Programming assignment two will demonstrate your understanding and mastery of multi-threaded application concepts in a Windows environment using Visual C++ .NET 2005. In this programming assignment you will create a multithreaded application that computes the greatest common divisor using Euclid’s algorithm.
Your program is to create multiple threads.
Thread one must pick two random numbers between 1 and 100, display the value of the random numbers selected (along with a thread identifier), and place them into shared global variables. Thread one then must wait for thread two to act on the values. Once thread two has completed operating on the variables, thread one must repeat, then thread two, and so on, until ten sets of random numbers have been picked, greatest common divisor found, displayed, and placed in the shared global variables.
The two random numbers picked by thread one become the two input values for Euclid’s algorithm.

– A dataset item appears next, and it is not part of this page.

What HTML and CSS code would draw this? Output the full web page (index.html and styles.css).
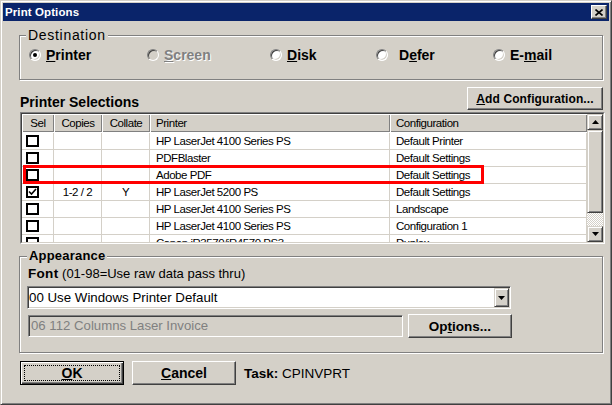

Thread two must act in a cooperative manner with thread one. Thread two’s task is to find the greatest common divisor for the two random numbers selected. Once the greatest common divisor is found, it should be displayed (along with a thread identifier). Thread two should then wait for another set of values to be placed in the shared global variables. Thread two should act upon each set of random numbers selected by thread one.
Euclid’s Algorithm
Definition: An algorithm to compute the greatest common divisor of two positive integers.
It is Euclid(a,b){if (b=0) then return a; else return Euclid(b, a mod b);}.
The run time complexity is O((log a)(log b)) bit operations.
Source: National Institute of Standards and Technology (http://www.nist.gov/dads/HTML/euclidalgo.html)
Your program must use two threads
CSI 345 – February 2009 -- Programming Assignment Two
You may choose managed or unmanaged code for this programming assignment. Your program may use any of the available libraries (such as the ATL or the STL).
The random number generator should be seeded in some manner.
During program development and testing, using a static number to seed the random number generator will result in the same numbers being picked each time the program is run.
For production, seeding with the current time is preferred. Using the current time insures that different numbers will be generated each time the program is run.
Your program must use some method of synchronization for the cooperating threads. You may use any synchronization object (semaphore, mutex, ATL object, etc) that is available in Visual C++ .NET. Your program must not use busy-waiting.
Your program’s threads must not access the shared global variables in any manner unless they do so in a way that assures that the other thread has been blocked from accessing the variables and that any operation can occur in a mutually exclusive manner. Failure to access the shared global variables in a mutually exclusive manner will be considered a major design flaw.